PROBLEM STATEMENT |
Copy out all the lines exactly. Omit pictures.
=-=-=
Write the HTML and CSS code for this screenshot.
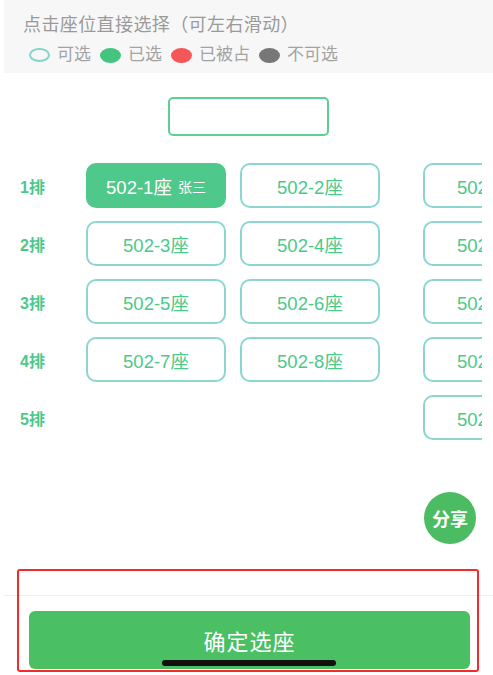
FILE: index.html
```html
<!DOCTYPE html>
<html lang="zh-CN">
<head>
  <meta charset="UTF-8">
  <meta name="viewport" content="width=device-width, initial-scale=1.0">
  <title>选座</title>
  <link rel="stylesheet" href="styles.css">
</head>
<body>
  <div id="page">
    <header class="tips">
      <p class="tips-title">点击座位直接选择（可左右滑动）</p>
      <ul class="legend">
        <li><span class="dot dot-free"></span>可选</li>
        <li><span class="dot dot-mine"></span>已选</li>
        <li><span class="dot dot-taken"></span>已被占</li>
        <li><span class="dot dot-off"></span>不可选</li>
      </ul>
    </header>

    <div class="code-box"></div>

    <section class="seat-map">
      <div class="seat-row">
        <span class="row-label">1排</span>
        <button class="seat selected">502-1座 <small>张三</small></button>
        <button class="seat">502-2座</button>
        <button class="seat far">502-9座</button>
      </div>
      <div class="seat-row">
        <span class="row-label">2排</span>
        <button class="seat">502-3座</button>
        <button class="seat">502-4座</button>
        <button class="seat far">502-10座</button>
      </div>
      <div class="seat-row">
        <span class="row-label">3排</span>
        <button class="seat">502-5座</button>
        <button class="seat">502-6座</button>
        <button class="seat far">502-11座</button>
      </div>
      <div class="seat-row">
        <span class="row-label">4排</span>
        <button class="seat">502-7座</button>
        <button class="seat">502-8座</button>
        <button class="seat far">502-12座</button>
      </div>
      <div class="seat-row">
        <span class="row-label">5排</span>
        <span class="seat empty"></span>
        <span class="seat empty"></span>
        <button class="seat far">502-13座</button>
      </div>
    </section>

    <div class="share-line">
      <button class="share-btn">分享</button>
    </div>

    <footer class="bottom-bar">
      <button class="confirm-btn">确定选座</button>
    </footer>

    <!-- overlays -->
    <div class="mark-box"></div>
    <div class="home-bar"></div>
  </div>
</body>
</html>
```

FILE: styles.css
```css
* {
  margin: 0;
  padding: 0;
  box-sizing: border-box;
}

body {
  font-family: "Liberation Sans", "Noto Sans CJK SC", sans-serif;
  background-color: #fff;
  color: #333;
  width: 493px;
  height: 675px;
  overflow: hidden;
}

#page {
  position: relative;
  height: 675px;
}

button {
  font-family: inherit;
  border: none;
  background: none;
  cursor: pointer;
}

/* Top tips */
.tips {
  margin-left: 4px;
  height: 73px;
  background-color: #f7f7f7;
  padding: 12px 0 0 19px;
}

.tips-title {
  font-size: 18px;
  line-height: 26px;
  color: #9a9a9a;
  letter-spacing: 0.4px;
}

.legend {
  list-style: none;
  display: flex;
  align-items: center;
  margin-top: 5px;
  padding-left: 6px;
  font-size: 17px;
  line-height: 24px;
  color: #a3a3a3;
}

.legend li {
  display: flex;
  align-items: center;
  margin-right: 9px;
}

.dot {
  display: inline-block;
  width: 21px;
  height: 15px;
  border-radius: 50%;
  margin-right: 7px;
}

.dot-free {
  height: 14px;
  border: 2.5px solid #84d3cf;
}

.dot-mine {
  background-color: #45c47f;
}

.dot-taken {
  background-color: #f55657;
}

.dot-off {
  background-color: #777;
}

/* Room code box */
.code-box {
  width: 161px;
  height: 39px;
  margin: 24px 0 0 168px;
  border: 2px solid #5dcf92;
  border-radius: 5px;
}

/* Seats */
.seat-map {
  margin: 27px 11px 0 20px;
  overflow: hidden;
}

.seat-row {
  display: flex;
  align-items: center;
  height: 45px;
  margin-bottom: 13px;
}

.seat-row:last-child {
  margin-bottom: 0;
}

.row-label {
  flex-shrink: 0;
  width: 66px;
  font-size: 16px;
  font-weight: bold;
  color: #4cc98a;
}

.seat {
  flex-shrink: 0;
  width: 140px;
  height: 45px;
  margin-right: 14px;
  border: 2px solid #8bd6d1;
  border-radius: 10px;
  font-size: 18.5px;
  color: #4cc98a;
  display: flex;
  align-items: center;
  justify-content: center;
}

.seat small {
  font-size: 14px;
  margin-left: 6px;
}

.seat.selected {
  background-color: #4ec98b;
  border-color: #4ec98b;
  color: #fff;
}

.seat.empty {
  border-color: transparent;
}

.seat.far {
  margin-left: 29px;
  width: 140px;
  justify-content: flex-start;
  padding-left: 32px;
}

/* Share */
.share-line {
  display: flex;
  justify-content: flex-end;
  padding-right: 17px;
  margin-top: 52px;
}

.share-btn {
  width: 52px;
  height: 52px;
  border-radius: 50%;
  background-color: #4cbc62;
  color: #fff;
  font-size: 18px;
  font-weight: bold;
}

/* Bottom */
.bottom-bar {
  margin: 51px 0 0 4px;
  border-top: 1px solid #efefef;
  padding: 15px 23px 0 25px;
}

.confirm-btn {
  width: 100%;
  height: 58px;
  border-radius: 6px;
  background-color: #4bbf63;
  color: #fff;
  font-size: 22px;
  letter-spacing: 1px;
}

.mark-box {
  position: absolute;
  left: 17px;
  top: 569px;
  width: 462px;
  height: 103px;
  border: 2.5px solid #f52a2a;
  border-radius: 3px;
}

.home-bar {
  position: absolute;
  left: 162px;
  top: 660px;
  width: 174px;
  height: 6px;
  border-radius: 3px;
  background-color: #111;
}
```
=-=-=
THE RESULT |
Write the HTML and CSS code for this screenshot.
FILE: index.html
```html
<!DOCTYPE html>
<html lang="zh-CN">
<head>
  <meta charset="UTF-8">
  <meta name="viewport" content="width=device-width, initial-scale=1.0">
  <title>选座</title>
  <link rel="stylesheet" href="styles.css">
</head>
<body>
  <div id="page">
    <header class="tips">
      <p class="tips-title">点击座位直接选择（可左右滑动）</p>
      <ul class="legend">
        <li><span class="dot dot-free"></span>可选</li>
        <li><span class="dot dot-mine"></span>已选</li>
        <li><span class="dot dot-taken"></span>已被占</li>
        <li><span class="dot dot-off"></span>不可选</li>
      </ul>
    </header>

    <div class="code-box"></div>

    <section class="seat-map">
      <div class="seat-row">
        <span class="row-label">1排</span>
        <button class="seat selected">502-1座 <small>张三</small></button>
        <button class="seat">502-2座</button>
        <button class="seat far">502-9座</button>
      </div>
      <div class="seat-row">
        <span class="row-label">2排</span>
        <button class="seat">502-3座</button>
        <button class="seat">502-4座</button>
        <button class="seat far">502-10座</button>
      </div>
      <div class="seat-row">
        <span class="row-label">3排</span>
        <button class="seat">502-5座</button>
        <button class="seat">502-6座</button>
        <button class="seat far">502-11座</button>
      </div>
      <div class="seat-row">
        <span class="row-label">4排</span>
        <button class="seat">502-7座</button>
        <button class="seat">502-8座</button>
        <button class="seat far">502-12座</button>
      </div>
      <div class="seat-row">
        <span class="row-label">5排</span>
        <span class="seat empty"></span>
        <span class="seat empty"></span>
        <button class="seat far">502-13座</button>
      </div>
    </section>

    <div class="share-line">
      <button class="share-btn">分享</button>
    </div>

    <footer class="bottom-bar">
      <button class="confirm-btn">确定选座</button>
    </footer>

    <!-- overlays -->
    <div class="mark-box"></div>
    <div class="home-bar"></div>
  </div>
</body>
</html>
```

FILE: styles.css
```css
* {
  margin: 0;
  padding: 0;
  box-sizing: border-box;
}

body {
  font-family: "Liberation Sans", "Noto Sans CJK SC", sans-serif;
  background-color: #fff;
  color: #333;
  width: 493px;
  height: 675px;
  overflow: hidden;
}

#page {
  position: relative;
  height: 675px;
}

button {
  font-family: inherit;
  border: none;
  background: none;
  cursor: pointer;
}

/* Top tips */
.tips {
  margin-left: 4px;
  height: 73px;
  background-color: #f7f7f7;
  padding: 12px 0 0 19px;
}

.tips-title {
  font-size: 18px;
  line-height: 26px;
  color: #9a9a9a;
  letter-spacing: 0.4px;
}

.legend {
  list-style: none;
  display: flex;
  align-items: center;
  margin-top: 5px;
  padding-left: 6px;
  font-size: 17px;
  line-height: 24px;
  color: #a3a3a3;
}

.legend li {
  display: flex;
  align-items: center;
  margin-right: 9px;
}

.dot {
  display: inline-block;
  width: 21px;
  height: 15px;
  border-radius: 50%;
  margin-right: 7px;
}

.dot-free {
  height: 14px;
  border: 2.5px solid #84d3cf;
}

.dot-mine {
  background-color: #45c47f;
}

.dot-taken {
  background-color: #f55657;
}

.dot-off {
  background-color: #777;
}

/* Room code box */
.code-box {
  width: 161px;
  height: 39px;
  margin: 24px 0 0 168px;
  border: 2px solid #5dcf92;
  border-radius: 5px;
}

/* Seats */
.seat-map {
  margin: 27px 11px 0 20px;
  overflow: hidden;
}

.seat-row {
  display: flex;
  align-items: center;
  height: 45px;
  margin-bottom: 13px;
}

.seat-row:last-child {
  margin-bottom: 0;
}

.row-label {
  flex-shrink: 0;
  width: 66px;
  font-size: 16px;
  font-weight: bold;
  color: #4cc98a;
}

.seat {
  flex-shrink: 0;
  width: 140px;
  height: 45px;
  margin-right: 14px;
  border: 2px solid #8bd6d1;
  border-radius: 10px;
  font-size: 18.5px;
  color: #4cc98a;
  display: flex;
  align-items: center;
  justify-content: center;
}

.seat small {
  font-size: 14px;
  margin-left: 6px;
}

.seat.selected {
  background-color: #4ec98b;
  border-color: #4ec98b;
  color: #fff;
}

.seat.empty {
  border-color: transparent;
}

.seat.far {
  margin-left: 29px;
  width: 140px;
  justify-content: flex-start;
  padding-left: 32px;
}

/* Share */
.share-line {
  display: flex;
  justify-content: flex-end;
  padding-right: 17px;
  margin-top: 52px;
}

.share-btn {
  width: 52px;
  height: 52px;
  border-radius: 50%;
  background-color: #4cbc62;
  color: #fff;
  font-size: 18px;
  font-weight: bold;
}

/* Bottom */
.bottom-bar {
  margin: 51px 0 0 4px;
  border-top: 1px solid #efefef;
  padding: 15px 23px 0 25px;
}

.confirm-btn {
  width: 100%;
  height: 58px;
  border-radius: 6px;
  background-color: #4bbf63;
  color: #fff;
  font-size: 22px;
  letter-spacing: 1px;
}

.mark-box {
  position: absolute;
  left: 17px;
  top: 569px;
  width: 462px;
  height: 103px;
  border: 2.5px solid #f52a2a;
  border-radius: 3px;
}

.home-bar {
  position: absolute;
  left: 162px;
  top: 660px;
  width: 174px;
  height: 6px;
  border-radius: 3px;
  background-color: #111;
}
```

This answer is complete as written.